実際、創業前後は最も中枢となる人材を採用する時期ながら、その活動には最も苦労が伴う時期です。決して多くの報酬は払えませんし、事業自体もまだ構想段階。そこに大手よりも寧ろ優れた人材に創業初期に加わって頂くのは容易ではありません。だからこそ、経営の一角を担うVC自身がその技術やチームの魅力を外に伝えていくことで、優れた経営チーム作りに貢献できる余地があると感じました。

余談にはなりますが、合理性だけ考えたら、投資実行のための経営者探索までは手掛けるとしても、1号ファンドの時点から長期目線で経営人材育成のプログラムまで手掛けようというのはクレイジーな発想だとは思います。

そこには、エコシステム全体のために経営人材のパイを増やす、やり切るとコミットした伊藤(BNV代表)のすごさではあると思います。私ではなくキャピタリストをもう1名採用して、完成度の高いスタートアップにだけ投資する方が儲かるかもしれない、でも伊藤はそれをやらなかった。人生をかけて経営者づくりに取組むという思想に強く共感しました。

私たちの未来をつくる、私たちに不可欠な仕事。

ーーまさに未来をつくる仕事ですね。

はい。
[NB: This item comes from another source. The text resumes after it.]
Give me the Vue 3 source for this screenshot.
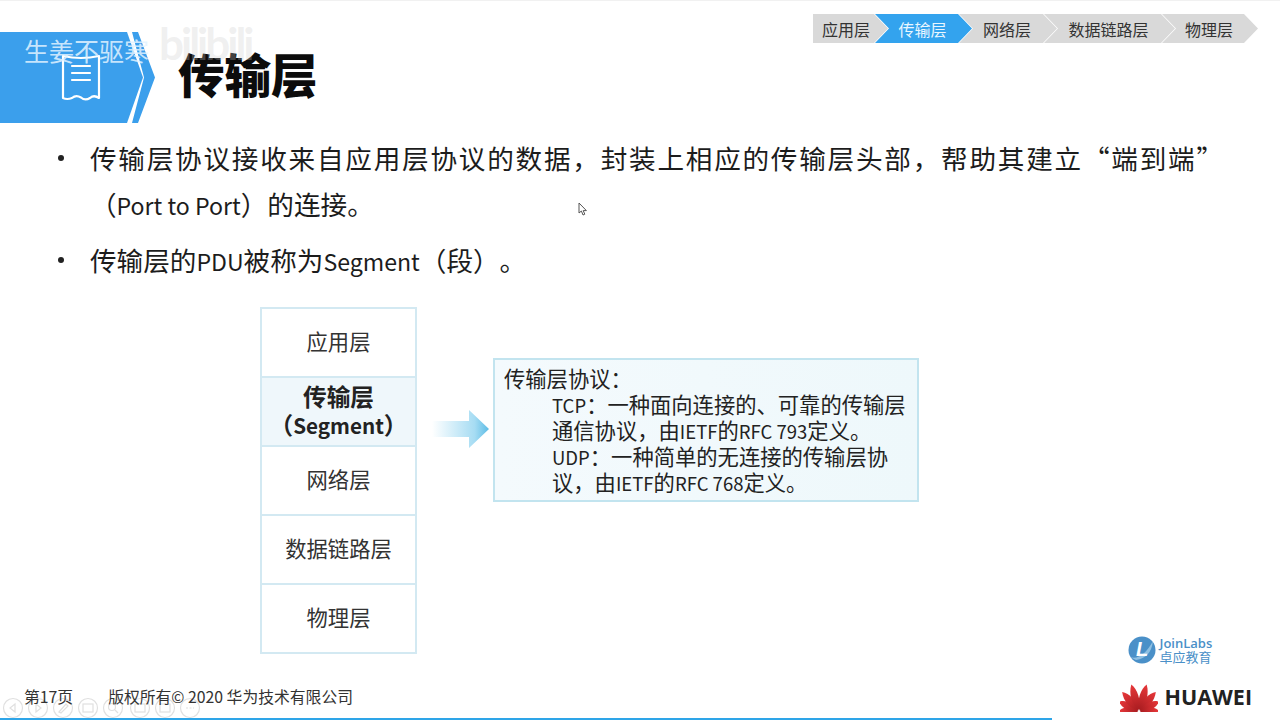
<script setup>
const crumbs = [
  { label: '应用层', w: 75 },
  { label: '传输层', w: 97, active: true },
  { label: '网络层', w: 98 },
  { label: '数据链路层', w: 131 },
  { label: '物理层', w: 96 }
]
const layers = [
  { label: '应用层' },
  { label: '传输层', sub: 'Segment', active: true },
  { label: '网络层' },
  { label: '数据链路层' },
  { label: '物理层' }
]
const petals = [
  { a: -84, s: 0.72 },
  { a: -60, s: 0.8 },
  { a: -37, s: 0.92 },
  { a: -12, s: 1 },
  { a: 12, s: 1 },
  { a: 37, s: 0.92 },
  { a: 60, s: 0.8 },
  { a: 84, s: 0.72 }
]
const controls = [13, 38, 63, 88, 113, 140, 165, 190]
</script>

<template>
  <div class="slide">
    <nav class="crumbs">
      <span
        v-for="(c, i) in crumbs"
        :key="c.label"
        class="crumb"
        :class="{ on: c.active, first: i === 0 }"
        :style="{ width: c.w + 'px', zIndex: 10 - i }"
      >{{ c.label }}</span>
    </nav>

    <header class="head">
      <div class="banner">
        <div class="plate">
          <svg width="40" height="47" viewBox="0 0 40 47" fill="none" stroke="#fff" stroke-width="2.2" stroke-linejoin="round" stroke-linecap="round">
            <path d="M2 2 Q20 6 38 2 V44 Q33 40.5 29 44 Q24 47 20 43.5 Q15 40.5 11 44 Q6 46 2 44 Z" />
            <path d="M11 12H29M11 19H29M11 26H29" />
          </svg>
        </div>
        <div class="stripe"></div>
      </div>
      <h1>传输层</h1>
    </header>
    <span class="mark">生姜不驱寒</span>
    <span class="bili">bilibili</span>

    <ul class="points">
      <li>传输层协议接收来自应用层协议的数据，封装上相应的传输层头部，帮助其建立“端到端”<wbr />（<span class="lat">Port to Port</span>）的连接。</li>
      <li>传输层的<span class="lat">PDU</span>被称为<span class="lat">Segment</span>（段）。</li>
    </ul>

    <section class="diagram">
      <div class="stack">
        <div v-for="l in layers" :key="l.label" class="layer" :class="{ on: l.active }">
          <span>{{ l.label }}</span>
          <span v-if="l.sub" class="sub">（<span class="lat">{{ l.sub }}</span>）</span>
        </div>
      </div>
      <div class="arrow">
        <svg width="58" height="38" viewBox="0 0 58 38">
          <defs>
            <linearGradient id="ag" x1="0" x2="1" y1="0" y2="0">
              <stop offset="0" stop-color="#fff" />
              <stop offset="0.75" stop-color="#a6dcf3" />
              <stop offset="1" stop-color="#5cbce6" />
            </linearGradient>
          </defs>
          <path d="M0 11H37V0L57 19L37 38V27H0Z" fill="url(#ag)" />
        </svg>
      </div>
      <div class="info">
        <p>传输层协议：</p>
        <div class="indent">
          <p><span class="lat">TCP</span>：一种面向连接的、可靠的传输层通信协议，由<span class="lat">IETF</span>的<span class="lat">RFC 793</span>定义。</p>
          <p><span class="lat">UDP</span>：一种简单的无连接的传输层协议，由<span class="lat">IETF</span>的<span class="lat">RFC 768</span>定义。</p>
        </div>
      </div>
    </section>

    <svg class="cursor" width="10" height="14" viewBox="0 0 10 14">
      <path d="M1 1V11L3.4 9L5 13L6.8 12.2L5.2 8.6H8.4Z" fill="#fff" stroke="#555" stroke-width="1" />
    </svg>

    <svg class="controls" width="204" height="24" viewBox="0 0 204 24" fill="none" stroke="#e0e0e0" stroke-width="1.2">
      <circle v-for="x in controls" :key="x" :cx="x" cy="12" r="9.5" />
      <path d="M15 8L10 12L15 16Z" />
      <path d="M36 8L41 12L36 16Z" />
      <path d="M59 16L66 8L68 10L61 17Z" />
      <rect x="83" y="8" width="10" height="8" />
      <circle cx="112" cy="11" r="3.5" />
      <path d="M115 14L118 17" />
      <rect x="135" y="8" width="10" height="8" />
      <rect x="160" y="8" width="10" height="8" />
      <path d="M186 12H194" stroke-dasharray="2 1.5" />
    </svg>

    <footer class="foot">
      <div class="legal">
        <span class="page">第17页</span>
        <span>版权所有© 2020 华为技术有限公司</span>
      </div>
      <div class="logos">
        <div class="join">
          <svg width="28" height="28" viewBox="0 0 28 28">
            <circle cx="14" cy="14" r="13.5" fill="#4a90c8" />
            <path d="M2 21 Q14 25 25 5 Q23 22 8 24Z" fill="#8fc0e2" />
            <text x="14" y="20" text-anchor="middle" class="ltr">L</text>
          </svg>
          <div class="jointxt">
            <b>JoinLabs</b>
            <span>卓应教育</span>
          </div>
        </div>
        <div class="hw">
          <svg width="38" height="30" viewBox="0 0 38 30">
            <defs>
              <linearGradient id="pg" x1="0" x2="0" y1="1" y2="0">
                <stop offset="0" stop-color="#a81c20" />
                <stop offset="1" stop-color="#e8383a" />
              </linearGradient>
            </defs>
            <path
              v-for="p in petals"
              :key="p.a"
              fill="url(#pg)"
              d="M0 -1C-6 -8 -6.5 -19 -2 -27.5C3 -22 4.5 -10 0 -1Z"
              :transform="`translate(19 29) rotate(${p.a}) scale(${p.a < 0 ? 1 : -1} ${p.s}) `"
            />
          </svg>
          <span>HUAWEI</span>
        </div>
      </div>
    </footer>
    <div class="bar"></div>
  </div>
</template>

<style>
html, body { margin: 0; background: #fff; }
</style>

<style scoped>
.slide {
  position: relative;
  width: 1280px;
  height: 720px;
  overflow: hidden;
  background: #fff;
  border-top: 1px solid #f1f1f1;
  box-sizing: border-box;
  color: #1c1c1c;
  font-family: "Noto Sans CJK SC", "Open Sans", sans-serif;
  text-spacing-trim: space-all;
}
.lat {
  font-size: 0.87em;
  line-height: 1;
}
.crumbs {
  display: flex;
  justify-content: flex-end;
  padding: 13px 22px 0 0;
  height: 29px;
}
.crumb {
  position: relative;
  display: flex;
  align-items: center;
  justify-content: center;
  box-sizing: border-box;
  height: 29px;
  margin-left: -13px;
  padding: 0 6px 0 4px;
  font-size: 16px;
  color: #333;
  background: #d9d9d9;
  clip-path: polygon(0 0, calc(100% - 14px) 0, 100% 50%, calc(100% - 14px) 100%, 0 100%, 14px 50%);
}
.crumb.first {
  margin-left: 0;
  padding: 0 9px 0 0;
  clip-path: polygon(0 0, calc(100% - 14px) 0, 100% 50%, calc(100% - 14px) 100%, 0 100%);
}
.crumb.on {
  background: #33a3ee;
  color: #e9f6ff;
}
.head {
  display: flex;
  align-items: center;
  gap: 23px;
  margin-top: -11px;
  height: 91px;
}
.banner {
  display: flex;
  height: 91px;
}
.plate {
  display: flex;
  align-items: flex-start;
  width: 143px;
  box-sizing: border-box;
  padding: 22px 0 0 61px;
  background: #3b9fec;
  clip-path: polygon(0 0, 127px 0, 100% 50%, 127px 100%, 0 100%);
}
.stripe {
  width: 23px;
  margin-left: -11px;
  background: #3b9fec;
  clip-path: polygon(0 0, 6px 0, 100% 50%, 6px 100%, 0 100%, 12px 50%);
}
h1 {
  margin: -10px 0 0;
  font-size: 46.5px;
  line-height: 56px;
  font-weight: 900;
  color: #0c0c0c;
}
.mark {
  position: absolute;
  left: 24px;
  top: 32px;
  font-size: 25px;
  line-height: 34px;
  color: rgba(226, 243, 255, 0.85);
}
.bili {
  position: absolute;
  left: 159px;
  top: 14px;
  font-family: "Lato", sans-serif;
  font-size: 44px;
  line-height: 56px;
  font-weight: 700;
  letter-spacing: -3px;
  color: rgba(205, 205, 205, 0.3);
}
.points {
  margin: 12px 0 0;
  padding: 0 57px 0 90px;
  list-style: none;
  font-size: 26.6px;
  line-height: 46px;
  text-align: justify;
}
.points li {
  position: relative;
  margin-bottom: 10px;
}
.points li::before {
  content: "";
  position: absolute;
  left: -32px;
  top: 20px;
  width: 6px;
  height: 6px;
  border-radius: 50%;
  background: #222;
}
.diagram {
  display: flex;
  align-items: flex-start;
  margin: 24px 0 0 260px;
}
.stack {
  width: 157px;
  box-sizing: border-box;
  border: 2px solid #d3e9f2;
}
.layer {
  display: flex;
  flex-direction: column;
  align-items: center;
  justify-content: center;
  height: 64px;
  padding-bottom: 3px;
  border-top: 2px solid #d3e9f2;
  font-size: 21.3px;
  line-height: 28px;
  color: #333;
}
.layer:first-child {
  border-top: 0;
}
.layer.on {
  background: #eff7fb;
  font-weight: 700;
  font-size: 23.7px;
  color: #222;
}
.sub {
  font-size: 23.7px;
  white-space: nowrap;
}
.arrow {
  display: flex;
  margin: 103px 3px 0 15px;
}
.info {
  width: 426px;
  height: 144px;
  margin-top: 51px;
  box-sizing: border-box;
  padding: 5px 11px 0 9px;
  border: 2px solid #c2e4ef;
  background: linear-gradient(90deg, #f4fafd, #eef8fb);
  font-size: 21.3px;
  line-height: 26px;
  color: #222;
}
.info p {
  margin: 0;
}
.indent {
  padding-left: 48px;
}
.cursor {
  position: absolute;
  left: 578px;
  top: 201px;
}
.controls {
  position: absolute;
  left: 0;
  top: 695px;
}
.foot {
  position: absolute;
  left: 0;
  right: 0;
  bottom: 2px;
  display: flex;
  justify-content: space-between;
  align-items: flex-end;
  padding: 0 28px 6px 24px;
}
.legal {
  display: flex;
  gap: 35px;
  font-size: 15.8px;
  line-height: 22px;
  color: #333;
  margin-bottom: 4px;
}
.logos {
  display: flex;
  flex-direction: column;
  align-items: flex-start;
  gap: 18px;
}
.join {
  display: flex;
  align-items: center;
  gap: 4px;
  margin-left: 8px;
}
.ltr {
  font: italic 700 20px "Liberation Sans", sans-serif;
  fill: #fff;
}
.jointxt {
  display: flex;
  flex-direction: column;
  color: #4a90c8;
  font-size: 13px;
  line-height: 14px;
}
.jointxt b {
  font-family: "Open Sans", sans-serif;
  font-weight: 600;
}
.hw {
  display: flex;
  align-items: center;
  gap: 7px;
  font-family: "Open Sans", sans-serif;
  font-size: 21.5px;
  font-weight: 700;
  color: #222;
  line-height: 26px;
}
.bar {
  position: absolute;
  left: 0;
  bottom: 0;
  width: 1052px;
  height: 2px;
  background: #2ea5e8;
}
</style>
そう思いますし、そう信じてこれからもやっていきたいと思っています。これまで、産業全体のトレンドや、当社の在り方をお話ししましたが、それを横に置いても、これからの社会を変えるディープテック系スタートアップに関わる事は、より個人のキャリア選択として魅力を増していくことと思います。特に、最近は必ずしも転職ではない副業やプロボノなどの手段も増えていますし、ご自身なりのリスク許容度に合わせた関わり方もいろいろ考えられるのではないでしょうか。まだ見ぬ優れた研究、そしてディープテックスタートアップを、みなさんの人生の選択肢の一つとして考えていただけたら嬉しいです。自分主体で何を残すのか。それが「経営をやってみたい」という方でも、「技術で世の中を盛り上げたい」という方でも、何かしら動機を持っている方に私たちの周囲にある優れた機会を届けたいと思っています。

ーー最後に、読者の皆さんにメッセージをお願いします。

5年後の2027年、現在10社程度のユニコーンは100社になっているかもしれません。その時、中心で輝いているのは世界の課題解決に挑めるディープテック系スタートアップである可能性は大いにあると思っています。私は当社に参画する際に「経営者を100人輩出したい」と思って参画をしてきました。入社から5年。当社投資先以外の道に進まれた方も含めてですが、約40人の方が経営者としての道を歩まれました。当初の100人という目標では、まだ道半ば。もちろん、経営者という道以外にも、社員として、または大手企業からスタートアップと連携を推進する立場として活躍する人も増えてほしいと願っています。

チャンスが溢れているディープテック業界。今回の記事をきっかけに皆さんの選択肢が広がり、行動のきっかけになるようであればとても嬉しく思います。